Uncommon or Common Descent?

For clarity, here is my definition of homoplasies.

A feature that shows up in multiple descendants, but not in the ancestor.

In a design scenario, similarity of features occur all the time across independent descendant that did not occur in their ancestors, i.e. many kinds of vehicles have internal combustion engines, and before there was a greater diversity of propulsion mechanisms. This is what dependency injection is, and creates a dependency graph.

However, in a stochastic variation common descent (SCD) scenario, it seems extremely unlikely for the same feature to occur independently. We could test this computationally with genetic programming, and see how often the same function evolves from different ancestors.

Here is a mathematical formulation of the difference.

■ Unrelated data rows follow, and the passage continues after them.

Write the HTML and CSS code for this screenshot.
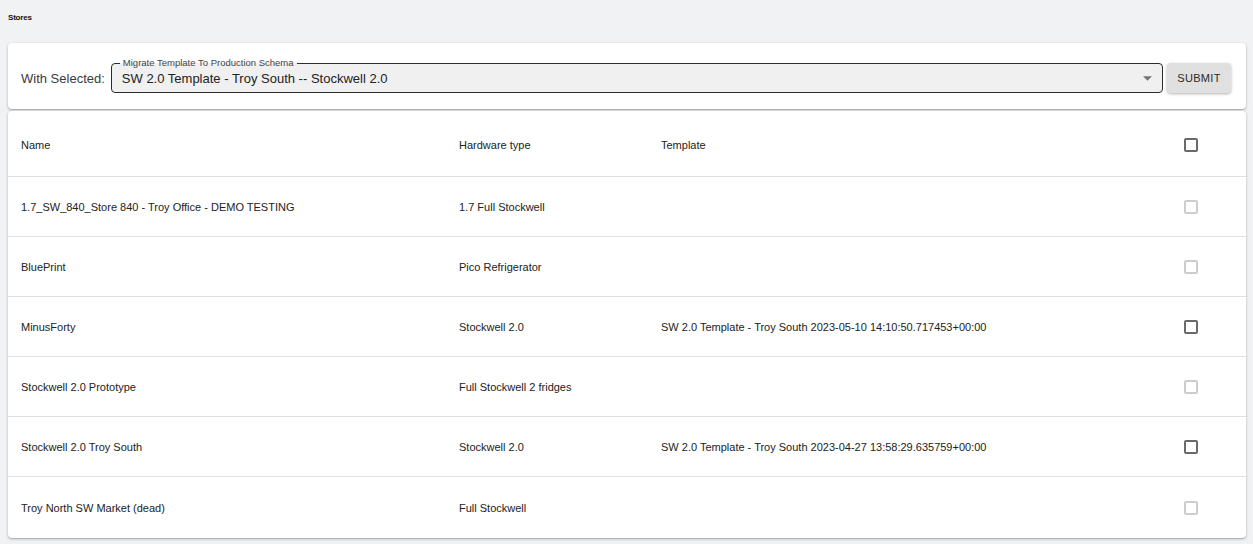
FILE: index.html
```html
<!DOCTYPE html>
<html>
<head>
<meta charset="utf-8">
<link rel="stylesheet" href="styles.css">
</head>
<body>
<div class="page">
  <div class="title">Stores</div>
  <div class="card toolbar">
    <span class="with">With Selected:</span>
    <div class="select">
      <span class="select-label">Migrate Template To Production Schema</span>
      <span class="select-value">SW 2.0 Template - Troy South -- Stockwell 2.0</span>
      <svg class="arrow" width="9" height="5" viewBox="0 0 10 5"><path d="M0 0h10L5 5z" fill="#757575"/></svg>
    </div>
    <button class="submit">SUBMIT</button>
  </div>
  <div class="card table">
    <div class="row head">
      <div class="cell">Name</div>
      <div class="cell">Hardware type</div>
      <div class="cell">Template</div>
      <div class="cell check"><span class="box"></span></div>
    </div>
    <div class="row">
      <div class="cell">1.7_SW_840_Store 840 - Troy Office - DEMO TESTING</div>
      <div class="cell">1.7 Full Stockwell</div>
      <div class="cell"></div>
      <div class="cell check"><span class="box disabled"></span></div>
    </div>
    <div class="row">
      <div class="cell">BluePrint</div>
      <div class="cell">Pico Refrigerator</div>
      <div class="cell"></div>
      <div class="cell check"><span class="box disabled"></span></div>
    </div>
    <div class="row">
      <div class="cell">MinusForty</div>
      <div class="cell">Stockwell 2.0</div>
      <div class="cell">SW 2.0 Template - Troy South 2023-05-10 14:10:50.717453+00:00</div>
      <div class="cell check"><span class="box"></span></div>
    </div>
    <div class="row">
      <div class="cell">Stockwell 2.0 Prototype</div>
      <div class="cell">Full Stockwell 2 fridges</div>
      <div class="cell"></div>
      <div class="cell check"><span class="box disabled"></span></div>
    </div>
    <div class="row">
      <div class="cell">Stockwell 2.0 Troy South</div>
      <div class="cell">Stockwell 2.0</div>
      <div class="cell">SW 2.0 Template - Troy South 2023-04-27 13:58:29.635759+00:00</div>
      <div class="cell check"><span class="box"></span></div>
    </div>
    <div class="row last">
      <div class="cell">Troy North SW Market (dead)</div>
      <div class="cell">Full Stockwell</div>
      <div class="cell"></div>
      <div class="cell check"><span class="box disabled"></span></div>
    </div>
  </div>
</div>
</body>
</html>
```

FILE: styles.css
```css
html, body {
  margin: 0;
  padding: 0;
  background: #f1f2f4;
  font-family: "Liberation Sans", Arial, sans-serif;
  color: #222;
}
.page {
  padding: 8px 7px 8px 8px;
}
.title {
  font-size: 8px;
  font-weight: bold;
  letter-spacing: -0.2px;
  height: 19px;
  line-height: 20px;
  margin-bottom: 16px;
  color: #111;
}
.card {
  background: #fff;
  border-radius: 4px;
  box-shadow: 0 1px 3px rgba(0,0,0,0.25), 0 1px 1px rgba(0,0,0,0.12);
}
.toolbar {
  display: flex;
  align-items: center;
  padding: 20px 15px 16px 13px;
  height: 30px;
  gap: 4px;
}
.with {
  font-size: 13px;
  color: #3b3b3b;
  margin-right: 2px;
}
.select {
  position: relative;
  flex: 1;
  height: 28px;
  border: 1px solid #2c2c2c;
  border-radius: 4px;
  background: #f0f0f0;
  display: flex;
  align-items: center;
  padding: 0 10px 0 10px;
}
.select-label {
  position: absolute;
  left: 8px;
  top: -7px;
  font-size: 9.5px;
  line-height: 12px;
  color: #444;
  padding: 0 3px;
  background: linear-gradient(#fff 0 50%, #f0f0f0 50% 100%);
}
.select-value {
  flex: 1;
  font-size: 13px;
  color: #222;
}
.submit {
  width: 64px;
  height: 30px;
  border: none;
  border-radius: 4px;
  background: #e0e0e0;
  box-shadow: 0 1px 3px rgba(0,0,0,0.3);
  font-family: "Liberation Sans", Arial, sans-serif;
  font-size: 11px;
  font-weight: 500;
  letter-spacing: 0.3px;
  color: #2a2a2a;
  padding: 0;
}
.table {
  margin-top: 2px;
}
.row {
  display: grid;
  grid-template-columns: 438px 202px 1fr 110px;
  height: 59px;
  border-bottom: 1px solid #e0e0e0;
  align-items: center;
  font-size: 11px;
}
.row.head {
  height: 63px;
  padding-top: 2px;
}
.row.last {
  border-bottom: none;
  height: 61px;
}
.cell {
  padding-left: 13px;
  color: #222;
}
.cell.check {
  padding: 0;
  display: flex;
  justify-content: center;
}
.box {
  width: 10px;
  height: 10px;
  border: 2px solid #6a6a6a;
  border-radius: 2px;
  display: block;
}
.box.disabled {
  border-color: #cdcdcd;
}
```
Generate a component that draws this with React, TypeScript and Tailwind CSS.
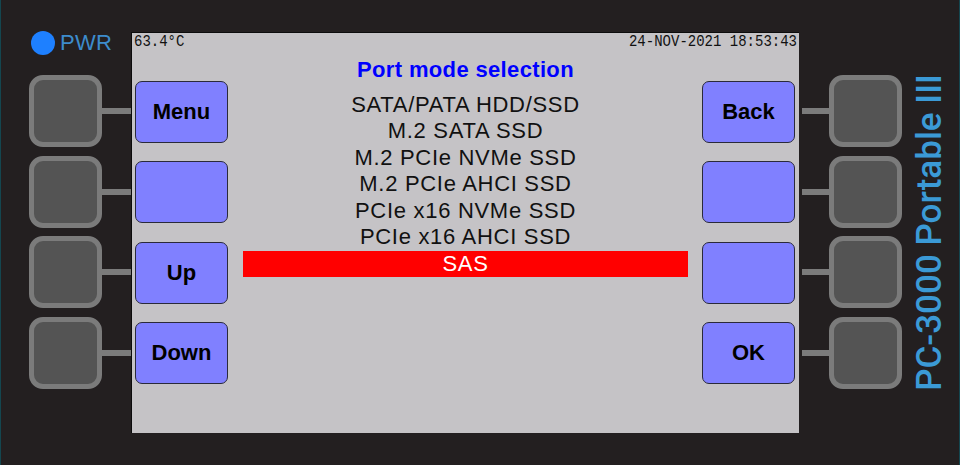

  1. A function F is represented by some DNA sequence of length K, or set of proteins of cardinality K.
  2. Independent occurrences means from different parents. I.e. if a set of children from the same parent all have F, this only counts as 1 occurrence.
  3. M is the number of independent occurrences of F in ancestor generation G0.
  4. N is the number of independent occurrences of F in generation G1, who are direct descendants of generation G0.

Then, ID predicts N-M > 1 and SCD predicts N-M <= 1 for sufficiently large K. The purpose of K is to account for the easy occurrence of small homoplaises by chance.

N-M > 1 generates a dependency graph, and N-M <= 1 will be a tree.

So, given a dependency graph is the best fit for data, then N-M > 1, and ID is a better explanation than SCD.

My overall take away from the discussion on Dr. Ewert’s paper is that no one believes a tree is a good fit for the data. Thus, everyone agrees with Dr. Ewert’s main result, that a graph with some degree of dependency structure is a much better fit. Hence, per my above reasoning, ID is the best explanation for what we see.